Set problem – In the listing that follows, locate the line containing "What Vue 3 code" and the line containing "const language = ref('English')". Retype exactly those two lines and every line between them, and nothing more.

**********

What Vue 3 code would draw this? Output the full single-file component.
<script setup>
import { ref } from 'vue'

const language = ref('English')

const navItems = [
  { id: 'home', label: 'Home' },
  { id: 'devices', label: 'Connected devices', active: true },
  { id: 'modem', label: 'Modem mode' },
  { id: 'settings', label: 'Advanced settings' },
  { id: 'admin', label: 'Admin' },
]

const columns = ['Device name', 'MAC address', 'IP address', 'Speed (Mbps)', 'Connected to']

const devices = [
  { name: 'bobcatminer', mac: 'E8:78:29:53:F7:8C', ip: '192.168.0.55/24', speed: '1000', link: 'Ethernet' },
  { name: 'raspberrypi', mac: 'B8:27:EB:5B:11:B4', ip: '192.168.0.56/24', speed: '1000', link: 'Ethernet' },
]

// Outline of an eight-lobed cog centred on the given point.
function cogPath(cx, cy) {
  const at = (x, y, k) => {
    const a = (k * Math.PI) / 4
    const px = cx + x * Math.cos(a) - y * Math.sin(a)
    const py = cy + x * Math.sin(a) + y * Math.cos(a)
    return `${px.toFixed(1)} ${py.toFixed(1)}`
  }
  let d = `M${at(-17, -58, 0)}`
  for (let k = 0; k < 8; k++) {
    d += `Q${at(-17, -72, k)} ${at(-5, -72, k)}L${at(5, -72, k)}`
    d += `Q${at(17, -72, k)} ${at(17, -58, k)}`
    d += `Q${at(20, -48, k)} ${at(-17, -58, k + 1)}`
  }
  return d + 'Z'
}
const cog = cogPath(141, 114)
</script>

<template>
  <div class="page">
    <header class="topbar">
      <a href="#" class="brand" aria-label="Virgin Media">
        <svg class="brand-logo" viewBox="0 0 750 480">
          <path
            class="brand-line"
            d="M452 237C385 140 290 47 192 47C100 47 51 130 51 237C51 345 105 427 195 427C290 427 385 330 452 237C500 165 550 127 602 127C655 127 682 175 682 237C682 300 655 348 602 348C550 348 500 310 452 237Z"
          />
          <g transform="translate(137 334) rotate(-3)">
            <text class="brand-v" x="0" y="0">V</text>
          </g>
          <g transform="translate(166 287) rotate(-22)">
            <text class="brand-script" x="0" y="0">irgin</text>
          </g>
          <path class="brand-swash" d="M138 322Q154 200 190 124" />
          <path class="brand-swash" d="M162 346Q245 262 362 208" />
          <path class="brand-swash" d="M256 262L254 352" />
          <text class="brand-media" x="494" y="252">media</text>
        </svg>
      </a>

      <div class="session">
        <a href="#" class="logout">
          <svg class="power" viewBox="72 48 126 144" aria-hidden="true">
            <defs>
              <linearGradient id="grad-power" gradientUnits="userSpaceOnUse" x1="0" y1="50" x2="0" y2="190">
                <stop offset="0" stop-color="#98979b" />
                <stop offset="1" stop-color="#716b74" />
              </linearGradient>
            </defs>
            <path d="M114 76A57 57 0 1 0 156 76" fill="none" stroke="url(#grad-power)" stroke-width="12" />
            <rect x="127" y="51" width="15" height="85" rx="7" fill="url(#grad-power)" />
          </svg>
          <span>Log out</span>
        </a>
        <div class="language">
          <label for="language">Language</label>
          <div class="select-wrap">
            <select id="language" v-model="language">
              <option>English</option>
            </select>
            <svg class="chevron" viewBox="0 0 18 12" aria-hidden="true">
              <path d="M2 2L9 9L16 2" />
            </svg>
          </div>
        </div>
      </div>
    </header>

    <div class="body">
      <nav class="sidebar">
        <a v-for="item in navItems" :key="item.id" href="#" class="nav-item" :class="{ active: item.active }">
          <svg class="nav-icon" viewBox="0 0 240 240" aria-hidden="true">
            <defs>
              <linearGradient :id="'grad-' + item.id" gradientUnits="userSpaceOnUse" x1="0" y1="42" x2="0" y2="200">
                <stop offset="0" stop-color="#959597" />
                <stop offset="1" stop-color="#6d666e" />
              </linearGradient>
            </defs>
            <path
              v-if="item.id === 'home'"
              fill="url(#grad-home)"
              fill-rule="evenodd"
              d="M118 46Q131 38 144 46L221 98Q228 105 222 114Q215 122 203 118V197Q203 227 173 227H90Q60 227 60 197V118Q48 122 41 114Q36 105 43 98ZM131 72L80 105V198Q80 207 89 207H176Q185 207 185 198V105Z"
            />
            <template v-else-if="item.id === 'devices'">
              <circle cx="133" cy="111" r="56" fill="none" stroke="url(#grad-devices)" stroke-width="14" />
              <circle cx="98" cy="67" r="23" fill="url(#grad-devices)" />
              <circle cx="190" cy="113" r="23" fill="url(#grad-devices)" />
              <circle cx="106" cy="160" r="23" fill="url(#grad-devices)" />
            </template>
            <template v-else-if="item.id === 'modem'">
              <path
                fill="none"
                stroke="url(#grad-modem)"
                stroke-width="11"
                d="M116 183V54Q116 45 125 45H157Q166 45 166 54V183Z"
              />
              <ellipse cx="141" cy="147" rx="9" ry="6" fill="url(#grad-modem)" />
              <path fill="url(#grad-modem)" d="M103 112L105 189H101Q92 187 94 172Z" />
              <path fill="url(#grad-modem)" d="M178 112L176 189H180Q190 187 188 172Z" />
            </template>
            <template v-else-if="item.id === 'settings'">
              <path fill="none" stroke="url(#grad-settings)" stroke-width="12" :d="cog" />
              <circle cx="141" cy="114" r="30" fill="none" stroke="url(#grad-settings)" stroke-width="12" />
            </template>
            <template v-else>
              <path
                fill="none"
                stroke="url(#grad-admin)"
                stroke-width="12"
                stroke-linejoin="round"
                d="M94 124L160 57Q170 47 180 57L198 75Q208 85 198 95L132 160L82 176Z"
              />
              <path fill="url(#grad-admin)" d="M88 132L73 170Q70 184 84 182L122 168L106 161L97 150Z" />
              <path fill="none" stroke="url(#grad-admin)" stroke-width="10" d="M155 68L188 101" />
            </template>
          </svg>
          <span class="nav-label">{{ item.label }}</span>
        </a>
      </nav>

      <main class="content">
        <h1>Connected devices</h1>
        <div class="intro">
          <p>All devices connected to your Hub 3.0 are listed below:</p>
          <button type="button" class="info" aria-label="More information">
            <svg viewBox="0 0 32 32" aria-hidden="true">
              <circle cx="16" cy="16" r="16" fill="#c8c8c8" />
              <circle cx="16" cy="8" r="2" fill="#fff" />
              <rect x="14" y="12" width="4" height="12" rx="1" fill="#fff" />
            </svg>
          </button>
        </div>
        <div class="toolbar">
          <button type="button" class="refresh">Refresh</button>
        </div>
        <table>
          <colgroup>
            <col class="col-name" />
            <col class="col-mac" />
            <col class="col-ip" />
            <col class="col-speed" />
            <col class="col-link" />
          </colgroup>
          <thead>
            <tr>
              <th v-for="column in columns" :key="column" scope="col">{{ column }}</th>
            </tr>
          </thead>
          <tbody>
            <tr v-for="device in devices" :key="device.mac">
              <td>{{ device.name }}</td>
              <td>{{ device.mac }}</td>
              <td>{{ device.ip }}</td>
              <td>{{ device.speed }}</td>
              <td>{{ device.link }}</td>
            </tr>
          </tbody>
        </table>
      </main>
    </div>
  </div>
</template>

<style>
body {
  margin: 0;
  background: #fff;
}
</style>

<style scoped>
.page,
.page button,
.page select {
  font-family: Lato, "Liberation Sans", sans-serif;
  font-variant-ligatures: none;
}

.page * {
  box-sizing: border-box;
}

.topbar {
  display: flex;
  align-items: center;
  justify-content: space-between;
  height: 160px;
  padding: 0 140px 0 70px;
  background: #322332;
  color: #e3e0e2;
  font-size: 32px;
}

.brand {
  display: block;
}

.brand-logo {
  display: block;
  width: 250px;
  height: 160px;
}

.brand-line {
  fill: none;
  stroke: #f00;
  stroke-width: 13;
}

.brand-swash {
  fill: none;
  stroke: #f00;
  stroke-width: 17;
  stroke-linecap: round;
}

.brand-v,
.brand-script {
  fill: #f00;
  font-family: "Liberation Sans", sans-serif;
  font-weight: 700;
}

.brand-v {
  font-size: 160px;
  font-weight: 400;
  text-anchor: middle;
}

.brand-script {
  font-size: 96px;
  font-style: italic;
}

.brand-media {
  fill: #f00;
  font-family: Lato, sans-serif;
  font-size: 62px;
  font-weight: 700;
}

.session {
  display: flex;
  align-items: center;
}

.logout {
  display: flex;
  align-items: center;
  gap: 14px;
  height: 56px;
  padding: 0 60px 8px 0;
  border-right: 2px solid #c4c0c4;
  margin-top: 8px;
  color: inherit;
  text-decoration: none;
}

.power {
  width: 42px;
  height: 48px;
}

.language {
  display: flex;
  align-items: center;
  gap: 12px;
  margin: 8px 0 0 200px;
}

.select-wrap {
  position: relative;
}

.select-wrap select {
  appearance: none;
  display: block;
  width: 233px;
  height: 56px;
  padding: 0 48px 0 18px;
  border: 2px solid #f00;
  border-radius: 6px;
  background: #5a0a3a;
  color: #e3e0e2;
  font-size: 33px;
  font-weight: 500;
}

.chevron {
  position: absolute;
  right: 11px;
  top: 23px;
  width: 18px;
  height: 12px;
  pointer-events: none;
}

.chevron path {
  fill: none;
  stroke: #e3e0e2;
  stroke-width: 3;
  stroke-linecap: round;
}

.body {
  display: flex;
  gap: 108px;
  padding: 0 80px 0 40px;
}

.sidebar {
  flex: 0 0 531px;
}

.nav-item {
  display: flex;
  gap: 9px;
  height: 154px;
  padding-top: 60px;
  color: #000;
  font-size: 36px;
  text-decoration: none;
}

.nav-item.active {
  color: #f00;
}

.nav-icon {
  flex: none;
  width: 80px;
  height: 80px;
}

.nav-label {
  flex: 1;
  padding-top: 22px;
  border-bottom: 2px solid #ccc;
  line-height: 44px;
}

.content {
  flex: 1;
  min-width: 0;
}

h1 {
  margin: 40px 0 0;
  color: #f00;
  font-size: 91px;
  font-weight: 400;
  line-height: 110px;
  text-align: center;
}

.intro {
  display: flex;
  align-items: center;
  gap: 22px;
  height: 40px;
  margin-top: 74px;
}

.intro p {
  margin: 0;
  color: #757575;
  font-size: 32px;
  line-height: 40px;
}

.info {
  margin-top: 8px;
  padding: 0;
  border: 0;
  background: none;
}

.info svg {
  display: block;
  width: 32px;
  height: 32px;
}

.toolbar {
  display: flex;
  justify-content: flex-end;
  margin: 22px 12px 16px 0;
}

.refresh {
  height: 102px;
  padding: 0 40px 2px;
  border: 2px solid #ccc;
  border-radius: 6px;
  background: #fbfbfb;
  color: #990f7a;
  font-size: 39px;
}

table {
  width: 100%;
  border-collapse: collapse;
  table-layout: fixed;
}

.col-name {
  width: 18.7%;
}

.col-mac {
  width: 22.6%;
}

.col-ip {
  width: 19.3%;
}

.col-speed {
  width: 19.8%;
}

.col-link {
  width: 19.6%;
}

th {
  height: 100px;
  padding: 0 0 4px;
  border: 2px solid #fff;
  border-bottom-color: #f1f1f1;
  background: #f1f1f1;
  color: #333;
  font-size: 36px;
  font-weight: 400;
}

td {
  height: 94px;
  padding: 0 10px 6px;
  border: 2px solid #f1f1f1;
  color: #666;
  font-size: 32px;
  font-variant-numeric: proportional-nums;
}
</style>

**********

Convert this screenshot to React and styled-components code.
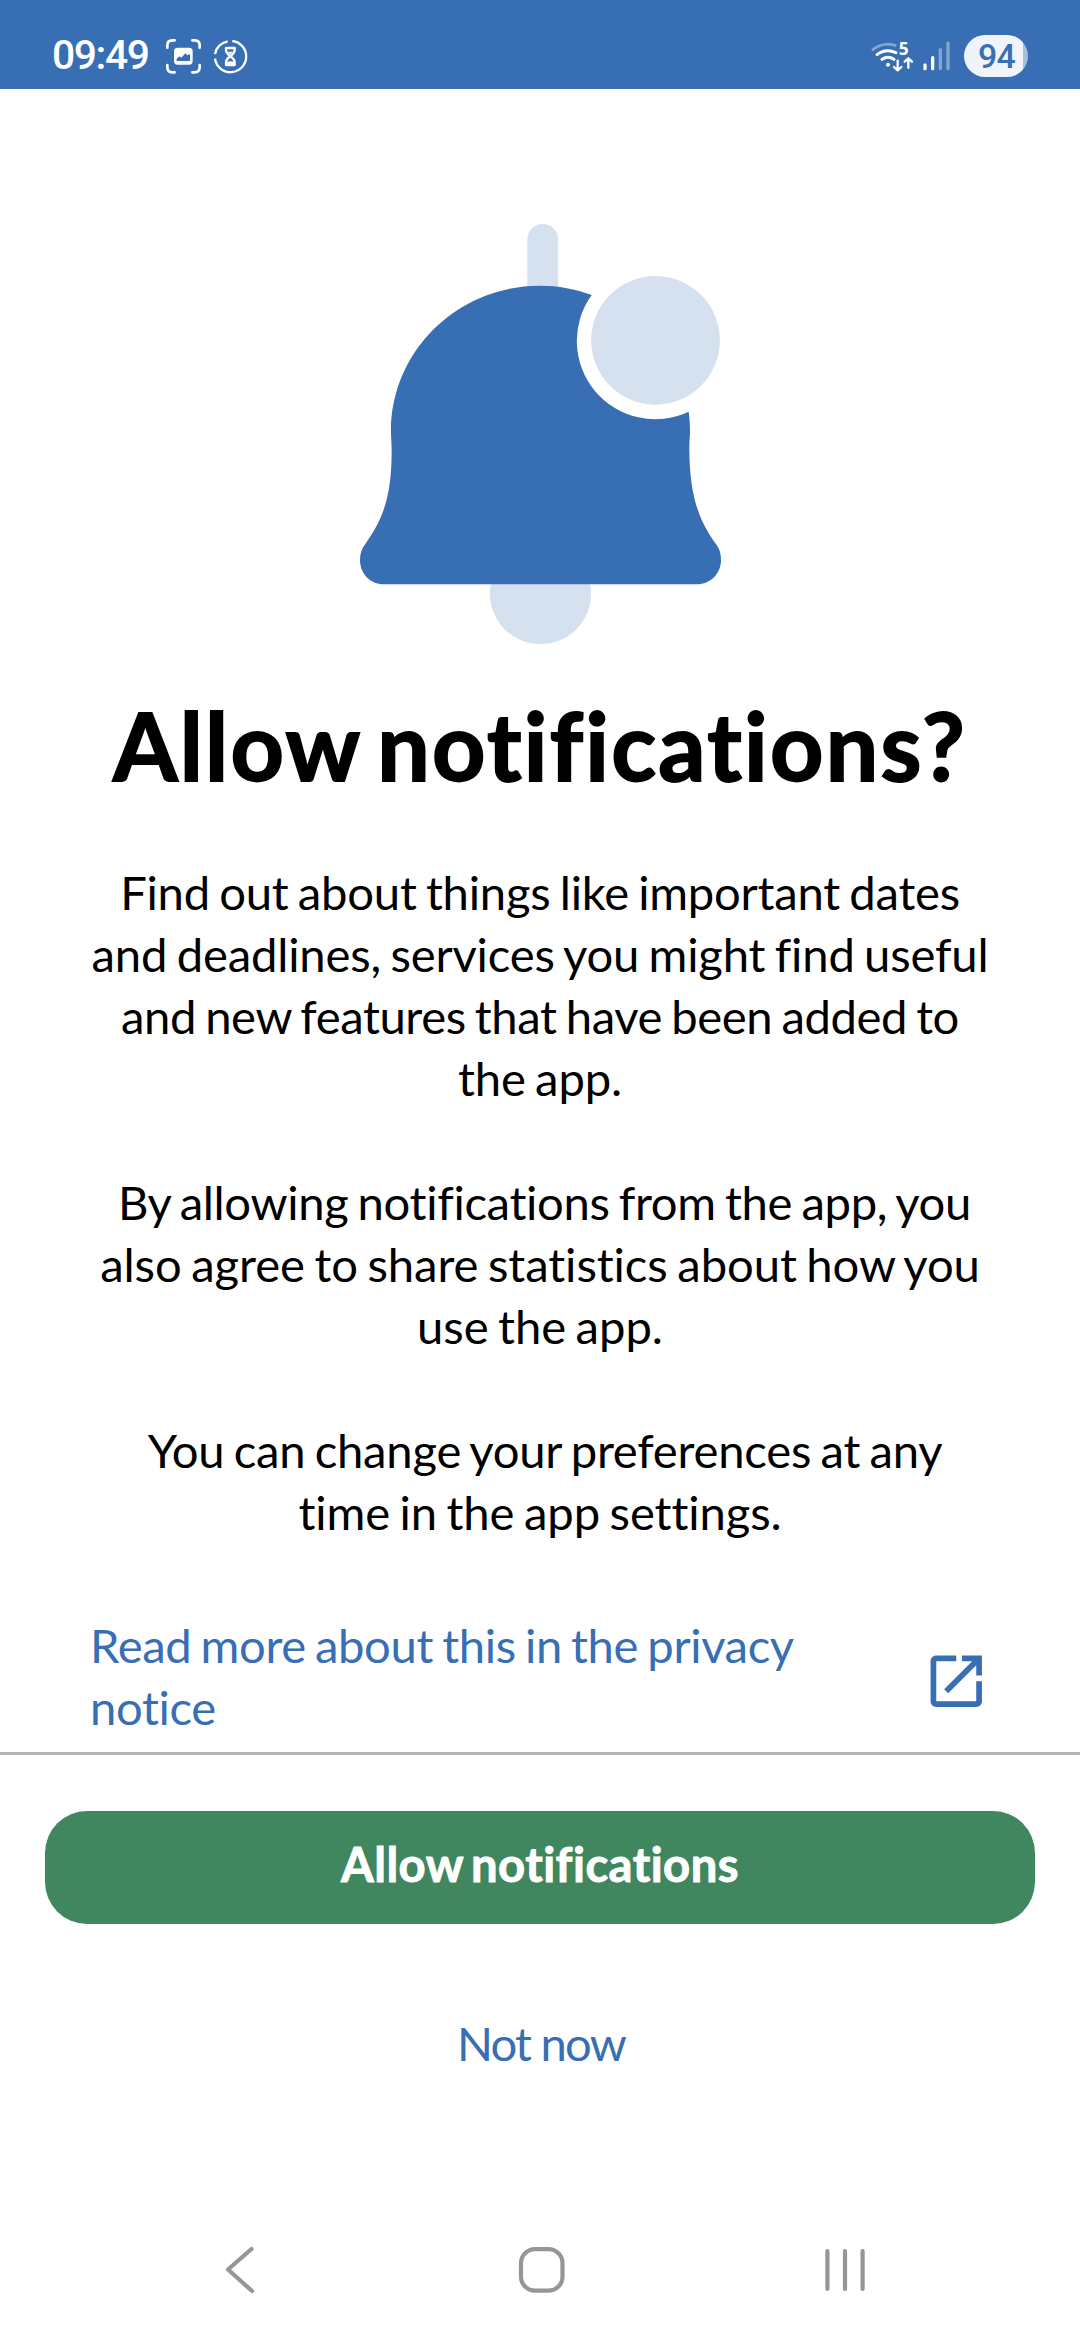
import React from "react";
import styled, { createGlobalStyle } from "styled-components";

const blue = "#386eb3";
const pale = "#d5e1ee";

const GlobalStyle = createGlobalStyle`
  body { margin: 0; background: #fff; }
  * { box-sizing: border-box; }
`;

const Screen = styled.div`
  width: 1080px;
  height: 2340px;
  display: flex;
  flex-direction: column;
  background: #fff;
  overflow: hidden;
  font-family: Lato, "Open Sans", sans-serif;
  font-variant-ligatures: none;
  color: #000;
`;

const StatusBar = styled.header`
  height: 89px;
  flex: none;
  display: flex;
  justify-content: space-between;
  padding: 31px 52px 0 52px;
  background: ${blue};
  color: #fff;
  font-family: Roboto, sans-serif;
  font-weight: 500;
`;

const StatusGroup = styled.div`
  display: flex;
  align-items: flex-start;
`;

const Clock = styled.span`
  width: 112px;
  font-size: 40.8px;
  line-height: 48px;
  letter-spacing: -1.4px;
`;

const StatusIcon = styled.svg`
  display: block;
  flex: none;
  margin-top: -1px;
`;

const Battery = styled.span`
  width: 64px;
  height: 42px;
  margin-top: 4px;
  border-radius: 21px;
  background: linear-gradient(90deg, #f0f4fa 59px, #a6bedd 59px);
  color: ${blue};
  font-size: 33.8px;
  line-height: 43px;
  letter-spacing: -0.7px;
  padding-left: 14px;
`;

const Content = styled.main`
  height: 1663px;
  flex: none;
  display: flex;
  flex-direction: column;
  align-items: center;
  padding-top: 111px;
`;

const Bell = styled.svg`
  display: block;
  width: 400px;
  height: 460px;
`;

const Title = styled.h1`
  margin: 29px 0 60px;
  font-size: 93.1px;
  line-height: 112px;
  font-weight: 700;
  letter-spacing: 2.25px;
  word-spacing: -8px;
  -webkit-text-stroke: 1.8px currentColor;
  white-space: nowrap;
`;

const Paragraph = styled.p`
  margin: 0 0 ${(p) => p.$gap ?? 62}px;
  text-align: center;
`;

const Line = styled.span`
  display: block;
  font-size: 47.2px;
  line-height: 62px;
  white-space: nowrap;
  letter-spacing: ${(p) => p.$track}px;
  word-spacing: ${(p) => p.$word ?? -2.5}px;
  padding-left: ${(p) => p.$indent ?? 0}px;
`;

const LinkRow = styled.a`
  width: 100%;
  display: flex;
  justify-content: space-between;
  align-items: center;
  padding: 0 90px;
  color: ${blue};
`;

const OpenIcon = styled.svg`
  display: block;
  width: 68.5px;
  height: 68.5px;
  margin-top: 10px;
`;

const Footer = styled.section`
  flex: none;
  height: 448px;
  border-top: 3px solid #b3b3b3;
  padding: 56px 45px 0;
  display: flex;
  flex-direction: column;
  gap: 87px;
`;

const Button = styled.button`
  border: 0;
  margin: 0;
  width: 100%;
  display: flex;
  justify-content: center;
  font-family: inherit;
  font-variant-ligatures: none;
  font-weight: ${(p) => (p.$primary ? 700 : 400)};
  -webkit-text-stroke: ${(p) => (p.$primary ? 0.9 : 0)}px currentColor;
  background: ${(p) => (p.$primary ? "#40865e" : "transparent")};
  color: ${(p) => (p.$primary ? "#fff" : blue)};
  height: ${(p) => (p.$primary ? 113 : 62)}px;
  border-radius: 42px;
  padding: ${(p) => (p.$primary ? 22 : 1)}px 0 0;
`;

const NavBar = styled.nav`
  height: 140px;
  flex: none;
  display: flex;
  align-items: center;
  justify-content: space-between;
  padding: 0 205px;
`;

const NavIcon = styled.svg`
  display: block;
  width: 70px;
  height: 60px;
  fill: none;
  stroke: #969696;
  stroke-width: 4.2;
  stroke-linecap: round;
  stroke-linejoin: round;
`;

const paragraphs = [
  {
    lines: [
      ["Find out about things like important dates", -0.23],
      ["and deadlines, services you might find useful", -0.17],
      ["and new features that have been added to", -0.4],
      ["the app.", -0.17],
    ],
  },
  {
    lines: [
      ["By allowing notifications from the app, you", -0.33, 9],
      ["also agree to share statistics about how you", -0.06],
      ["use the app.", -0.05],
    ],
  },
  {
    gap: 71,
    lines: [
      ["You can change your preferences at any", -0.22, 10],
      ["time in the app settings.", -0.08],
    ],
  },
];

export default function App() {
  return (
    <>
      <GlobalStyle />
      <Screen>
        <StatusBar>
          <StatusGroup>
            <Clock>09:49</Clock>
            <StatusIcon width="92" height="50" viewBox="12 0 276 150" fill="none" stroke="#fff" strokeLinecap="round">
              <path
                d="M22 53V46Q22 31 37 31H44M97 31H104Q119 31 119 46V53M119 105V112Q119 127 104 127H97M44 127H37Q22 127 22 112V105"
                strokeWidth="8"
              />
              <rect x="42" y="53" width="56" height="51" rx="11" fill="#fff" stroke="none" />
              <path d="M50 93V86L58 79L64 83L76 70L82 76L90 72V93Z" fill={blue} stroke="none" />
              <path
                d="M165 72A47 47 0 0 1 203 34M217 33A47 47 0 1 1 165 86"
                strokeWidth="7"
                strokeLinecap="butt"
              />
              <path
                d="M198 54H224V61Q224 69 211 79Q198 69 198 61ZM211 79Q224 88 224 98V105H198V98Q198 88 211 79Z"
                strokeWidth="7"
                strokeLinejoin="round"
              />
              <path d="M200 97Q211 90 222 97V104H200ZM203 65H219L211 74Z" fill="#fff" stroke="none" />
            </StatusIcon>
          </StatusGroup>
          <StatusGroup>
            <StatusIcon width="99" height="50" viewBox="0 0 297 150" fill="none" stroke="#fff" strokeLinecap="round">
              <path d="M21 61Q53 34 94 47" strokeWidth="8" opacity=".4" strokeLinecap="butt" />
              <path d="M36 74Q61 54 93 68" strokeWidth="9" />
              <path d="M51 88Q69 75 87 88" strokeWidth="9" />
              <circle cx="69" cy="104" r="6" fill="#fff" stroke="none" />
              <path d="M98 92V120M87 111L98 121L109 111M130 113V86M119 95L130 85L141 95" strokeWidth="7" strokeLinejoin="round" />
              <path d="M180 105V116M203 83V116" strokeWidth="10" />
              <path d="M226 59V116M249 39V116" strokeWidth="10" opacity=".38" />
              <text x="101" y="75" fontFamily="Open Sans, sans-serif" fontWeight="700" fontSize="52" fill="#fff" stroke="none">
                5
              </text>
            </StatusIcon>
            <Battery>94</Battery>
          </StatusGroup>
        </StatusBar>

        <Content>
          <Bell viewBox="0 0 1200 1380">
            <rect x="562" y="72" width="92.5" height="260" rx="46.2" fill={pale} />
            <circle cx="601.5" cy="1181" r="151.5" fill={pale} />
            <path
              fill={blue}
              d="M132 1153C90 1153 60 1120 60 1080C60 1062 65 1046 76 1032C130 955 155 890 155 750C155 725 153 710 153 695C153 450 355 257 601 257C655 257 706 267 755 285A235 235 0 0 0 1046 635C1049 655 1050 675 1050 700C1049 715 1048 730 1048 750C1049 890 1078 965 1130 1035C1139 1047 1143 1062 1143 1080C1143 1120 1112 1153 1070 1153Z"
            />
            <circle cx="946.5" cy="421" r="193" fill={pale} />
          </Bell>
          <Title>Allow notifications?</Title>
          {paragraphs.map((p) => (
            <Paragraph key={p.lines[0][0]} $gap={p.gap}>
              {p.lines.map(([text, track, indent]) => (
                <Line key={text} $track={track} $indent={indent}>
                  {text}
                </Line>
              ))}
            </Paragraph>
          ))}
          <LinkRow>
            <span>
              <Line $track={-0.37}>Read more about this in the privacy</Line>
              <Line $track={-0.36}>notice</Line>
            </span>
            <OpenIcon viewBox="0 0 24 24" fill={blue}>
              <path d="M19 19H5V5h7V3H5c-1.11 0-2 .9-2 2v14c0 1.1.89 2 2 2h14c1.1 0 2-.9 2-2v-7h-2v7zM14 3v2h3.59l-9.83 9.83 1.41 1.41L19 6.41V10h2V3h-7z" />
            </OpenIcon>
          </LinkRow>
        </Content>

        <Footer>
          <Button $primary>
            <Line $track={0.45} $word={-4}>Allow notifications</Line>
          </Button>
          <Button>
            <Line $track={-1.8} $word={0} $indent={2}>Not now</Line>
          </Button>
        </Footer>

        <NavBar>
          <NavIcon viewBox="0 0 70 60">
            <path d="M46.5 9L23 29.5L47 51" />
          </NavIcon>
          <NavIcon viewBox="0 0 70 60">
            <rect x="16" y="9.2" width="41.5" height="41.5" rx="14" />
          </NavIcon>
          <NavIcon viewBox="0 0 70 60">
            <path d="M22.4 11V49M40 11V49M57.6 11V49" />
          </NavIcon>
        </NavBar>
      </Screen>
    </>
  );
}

**********

Final result –
What Vue 3 code would draw this? Output the full single-file component.
<script setup>
import { ref } from 'vue'

const language = ref('English')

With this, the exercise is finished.